Minnesota AG sues testing providers for allegedly failing to deliver results and giving falsified results

Minnesota Attorney General Keith Ellison filed a lawsuit Wednesday against a company and its associated clinical laboratory, which was allegedly providing Covid-19 testing but failed to deliver test results or delivered untimely, falsified test results.

The lawsuit, filed Wednesday in Hennepin County district court, alleges that the Minnesota Department of Health received complaints after people were tested for Covid-19 at pop-up testing sites around Minnesota operated by Center for Covid Control reported never receiving their rapid antigen test or PCR test results from the company’s associated lab, Doctors Clinical Laboratory, or received results much later than the time the companies promised.
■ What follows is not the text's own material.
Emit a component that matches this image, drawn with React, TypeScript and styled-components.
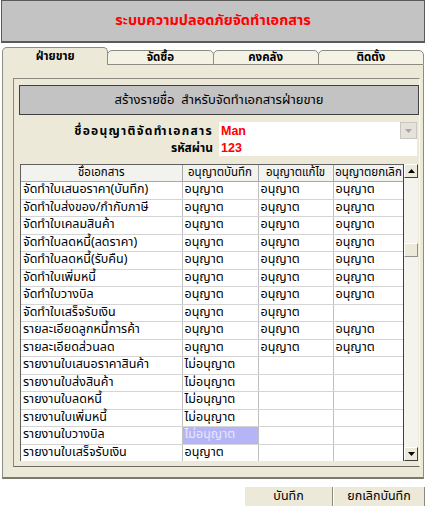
import React from "react";
import styled, { createGlobalStyle } from "styled-components";

const Global = createGlobalStyle`
  html, body { margin: 0; padding: 0; background: #ffffff; }
  body { font-family: Tahoma, "Noto Sans Thai", "Noto Sans", "DejaVu Sans", sans-serif; }
`;

const Page = styled.div`
  width: 425px;
  height: 506px;
  display: flex;
  flex-direction: column;
  overflow: hidden;
  background: #ffffff;
`;

const TitleBar = styled.div`
  height: 40px;
  margin: 0 0 0 1px;
  background: #c3c3c3;
  border: 1px solid #5a5a5a;
  border-bottom-width: 2px;
  display: flex;
  align-items: center;
  justify-content: center;
  color: #ff0000;
  font-weight: bold;
  font-size: 14.5px;
`;

const TabStrip = styled.div`
  margin: 4px 1px 0 2px;
  height: 18px;
  display: flex;
  align-items: flex-end;
`;

const Tab = styled.div<{ $active?: boolean }>`
  flex: 1;
  height: ${(p) => (p.$active ? 18 : 15)}px;
  box-sizing: border-box;
  background: ${(p) => (p.$active ? "#ece9d8" : "#f4f2e4")};
  border: 1px solid #8c8c80;
  border-bottom: ${(p) => (p.$active ? "none" : "1px solid #8c8c80")};
  border-radius: 5px 5px 0 0;
  display: flex;
  align-items: center;
  justify-content: center;
  font-size: 11.5px;
  line-height: 14px;
  font-weight: bold;
  color: #000;
  margin-left: -1px;
  &:first-child { margin-left: 0; }
`;

const Panel = styled.div`
  margin: 0 1px 0 2px;
  height: 414px;
  box-sizing: border-box;
  background: #ece9d8;
  border: 1px solid #8c8c80;
  border-top: none;
  border-bottom: 2px solid #7a7a70;
  padding: 13px 3px 10px 10px;
  display: flex;
`;

const GroupBox = styled.div`
  flex: 1;
  box-sizing: border-box;
  border: 1px solid #8a8a80;
  border-right-color: #f8f8f0;
  border-bottom-color: #6a6a60;
  padding: 6px 0 5px 5px;
  display: flex;
  flex-direction: column;
  overflow: hidden;
`;

const Heading = styled.div`
  height: 30px;
  flex-shrink: 0;
  box-sizing: border-box;
  background: #c3c3c3;
  border: 1px solid #404040;
  display: flex;
  align-items: center;
  justify-content: center;
  font-size: 13px;
  color: #000;
  white-space: pre;
`;

const Form = styled.div`
  margin-top: 7px;
  display: grid;
  grid-template-columns: 194px 198px;
  column-gap: 6px;
  row-gap: 0;
`;

const Label = styled.div<{ $spacing?: number }>`
  height: 17px;
  display: flex;
  align-items: center;
  justify-content: flex-end;
  font-size: 12px;
  font-weight: bold;
  letter-spacing: ${(p) => p.$spacing ?? 0}px;
  color: #000;
`;

const Field = styled.div`
  height: 17px;
  background: #ffffff;
  display: flex;
  align-items: center;
  padding-left: 2px;
  font-family: Arial, "Liberation Sans", sans-serif;
  font-size: 12.5px;
  font-weight: bold;
  color: #ff0000;
  position: relative;
`;

const DropButton = styled.div`
  position: absolute;
  right: 0;
  top: 0;
  width: 17px;
  height: 17px;
  box-sizing: border-box;
  background: #e4e2da;
  border: 1px solid #c8c6be;
  display: flex;
  align-items: center;
  justify-content: center;
`;

const GridWrap = styled.div`
  margin-top: 8px;
  margin-left: 1px;
  display: flex;
  height: 297px;
  width: 398px;
  flex-shrink: 0;
`;

const TableBox = styled.div`
  width: 384px;
  box-sizing: border-box;
  border-left: 1px solid #606060;
  border-top: 1px solid #606060;
  border-right: 1px solid #404040;
  background: #ffffff;
  overflow: hidden;
`;

const Table = styled.table`
  border-collapse: collapse;
  table-layout: fixed;
  width: 383px;
  font-size: 12.5px;
  color: #000;
`;

const Th = styled.th`
  height: 16px;
  padding: 0;
  font-size: 11.5px;
  line-height: 16px;
  font-weight: normal;
  background: #f2f2ee;
  border-right: 1px solid #a8a8a8;
  border-bottom: 1px solid #a8a8a8;
  text-align: center;
  white-space: nowrap;
`;

const Td = styled.td<{ $hl?: boolean }>`
  height: 16.5px;
  line-height: 14px;
  padding: 0 0 0 2px;
  border-right: 1px solid #c0c0c0;
  border-bottom: 1px solid #d4d4d4;
  white-space: nowrap;
  background: ${(p) => (p.$hl ? "#b4b4f6" : "#ffffff")};
  color: ${(p) => (p.$hl ? "#e8e8ff" : "#000")};
`;

const ScrollBar = styled.div`
  width: 14px;
  background: #f4f3ee;
  display: flex;
  flex-direction: column;
  justify-content: space-between;
  position: relative;
`;

const ScrollBtn = styled.div`
  width: 14px;
  height: 14px;
  box-sizing: border-box;
  background: #ece9d8;
  border: 1px solid;
  border-color: #ffffff #404040 #404040 #ffffff;
  display: flex;
  align-items: center;
  justify-content: center;
`;

const Thumb = styled.div`
  position: absolute;
  left: 0;
  top: 79px;
  width: 14px;
  height: 14px;
  box-sizing: border-box;
  background: #ece9d8;
  border: 1px solid;
  border-color: #ffffff #909090 #909090 #ffffff;
`;

const Footer = styled.div`
  margin-top: 8px;
  display: flex;
  justify-content: flex-end;
`;

const Button = styled.div<{ $w: number }>`
  width: ${(p) => p.$w}px;
  height: 19px;
  box-sizing: border-box;
  background: #ece9d8;
  border-left: 1px solid #ffffff;
  border-right: 1px solid #8a8a80;
  display: flex;
  align-items: center;
  justify-content: center;
  font-size: 12.5px;
  color: #000;
`;

type Row = [string, string, string, string];

const rows: Row[] = [
  ["จัดทำใบเสนอราคา(บันทึก)", "อนุญาต", "อนุญาต", "อนุญาต"],
  ["จัดทำใบส่งของ/กำกับภาษี", "อนุญาต", "อนุญาต", "อนุญาต"],
  ["จัดทำใบเคลมสินค้า", "อนุญาต", "อนุญาต", "อนุญาต"],
  ["จัดทำใบลดหนี้(ลดราคา)", "อนุญาต", "อนุญาต", "อนุญาต"],
  ["จัดทำใบลดหนี้(รับคืน)", "อนุญาต", "อนุญาต", "อนุญาต"],
  ["จัดทำใบเพิ่มหนี้", "อนุญาต", "อนุญาต", "อนุญาต"],
  ["จัดทำใบวางบิล", "อนุญาต", "อนุญาต", "อนุญาต"],
  ["จัดทำใบเสร็จรับเงิน", "อนุญาต", "อนุญาต", ""],
  ["รายละเอียดลูกหนี้การค้า", "อนุญาต", "อนุญาต", "อนุญาต"],
  ["รายละเอียดส่วนลด", "อนุญาต", "อนุญาต", "อนุญาต"],
  ["รายงานใบเสนอราคาสินค้า", "ไม่อนุญาต", "", ""],
  ["รายงานใบส่งสินค้า", "ไม่อนุญาต", "", ""],
  ["รายงานใบลดหนี้", "ไม่อนุญาต", "", ""],
  ["รายงานใบเพิ่มหนี้", "ไม่อนุญาต", "", ""],
  ["รายงานใบวางบิล", "ไม่อนุญาต", "", ""],
  ["รายงานใบเสร็จรับเงิน", "อนุญาต", "", ""],
];

const Arrow = ({ up }: { up?: boolean }) => (
  <svg width="7" height="4" viewBox="0 0 7 4">
    <polygon points={up ? "0,4 7,4 3.5,0" : "0,0 7,0 3.5,4"} fill="#000" />
  </svg>
);

export default function App() {
  return (
    <Page>
      <Global />
      <TitleBar>ระบบความปลอดภัยจัดทำเอกสาร</TitleBar>
      <TabStrip>
        <Tab $active>ฝ่ายขาย</Tab>
        <Tab>จัดซื้อ</Tab>
        <Tab>คงคลัง</Tab>
        <Tab>ติดตั้ง</Tab>
      </TabStrip>
      <Panel>
        <GroupBox>
          <Heading>{"สร้างรายชื่อ  สำหรับจัดทำเอกสารฝ่ายขาย"}</Heading>
          <Form>
            <Label $spacing={1.3}>ชื่ออนุญาติจัดทำเอกสาร</Label>
            <Field>
              Man
              <DropButton>
                <svg width="7" height="4" viewBox="0 0 7 4">
                  <polygon points="0,0 7,0 3.5,4" fill="#a8a8a0" />
                </svg>
              </DropButton>
            </Field>
            <Label>รหัสผ่าน</Label>
            <Field>123</Field>
          </Form>
          <GridWrap>
            <TableBox>
              <Table>
                <colgroup>
                  <col style={{ width: 161 }} />
                  <col style={{ width: 76 }} />
                  <col style={{ width: 75 }} />
                  <col style={{ width: 71 }} />
                </colgroup>
                <thead>
                  <tr>
                    <Th>ชื่อเอกสาร</Th>
                    <Th>อนุญาตบันทึก</Th>
                    <Th>อนุญาตแก้ไข</Th>
                    <Th>อนุญาตยกเลิก</Th>
                  </tr>
                </thead>
                <tbody>
                  {rows.map((r, i) => (
                    <tr key={i}>
                      <Td>{r[0]}</Td>
                      <Td $hl={i === 14}>{r[1]}</Td>
                      <Td>{r[2]}</Td>
                      <Td>{r[3]}</Td>
                    </tr>
                  ))}
                </tbody>
              </Table>
            </TableBox>
            <ScrollBar>
              <ScrollBtn>
                <Arrow up />
              </ScrollBtn>
              <Thumb />
              <ScrollBtn>
                <Arrow />
              </ScrollBtn>
            </ScrollBar>
          </GridWrap>
        </GroupBox>
      </Panel>
      <Footer>
        <Button $w={89}>บันทึก</Button>
        <Button $w={92}>ยกเลิกบันทึก</Button>
      </Footer>
    </Page>
  );
}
In other instances, the lawsuit alleges, some people reported receiving results that were “riddled with inaccurate and false information including listing the wrong test type and false dates and times for when samples were collected from consumers” while other people received negative Covid-19 test results when they hadn’t even submitted samples to be tested.

The suit claims the companies violated Minnesota’s consumer protection laws, including instructing their employees to tell people who called about late test results that the results were coming in 24 hours, “even if the employees had no idea where the sample was or if the lab,” and to “falsely tell consumers that the test result had been inconclusive and that they needed to take another test,” if they called multiple times.

CNN did not immediately receive a response from the two Illinois-based companies, Center for Covid Control or Doctors Clinical Laboratory, when reached for comment.

“My job is to fight for Minnesotans’ security and help them live with dignity, safety, and respect. Making sure that Minnesotans have accurate tools to [keep] them safe from the COVID-19 pandemic is a key part of that job,” Ellison said in a statement announcing the lawsuit.

Last week, CCC announced it would be pausing operations from Jan. 14 until Jan. 22, because “unusually high patient demand has stressed staffing resources, as has been widely reported, in a subset of our locations, affecting our usual customer service standards and diagnostic goals.”

“Center for Covid Control is committed to serving our patients in the safest, most accurate and most compliant manner. Regrettably, due to our rapid growth and the unprecedented recent demand for testing, we haven’t been able to meet all our commitments,” CCC founder and CEO Aleya Siyaj said in the announcement.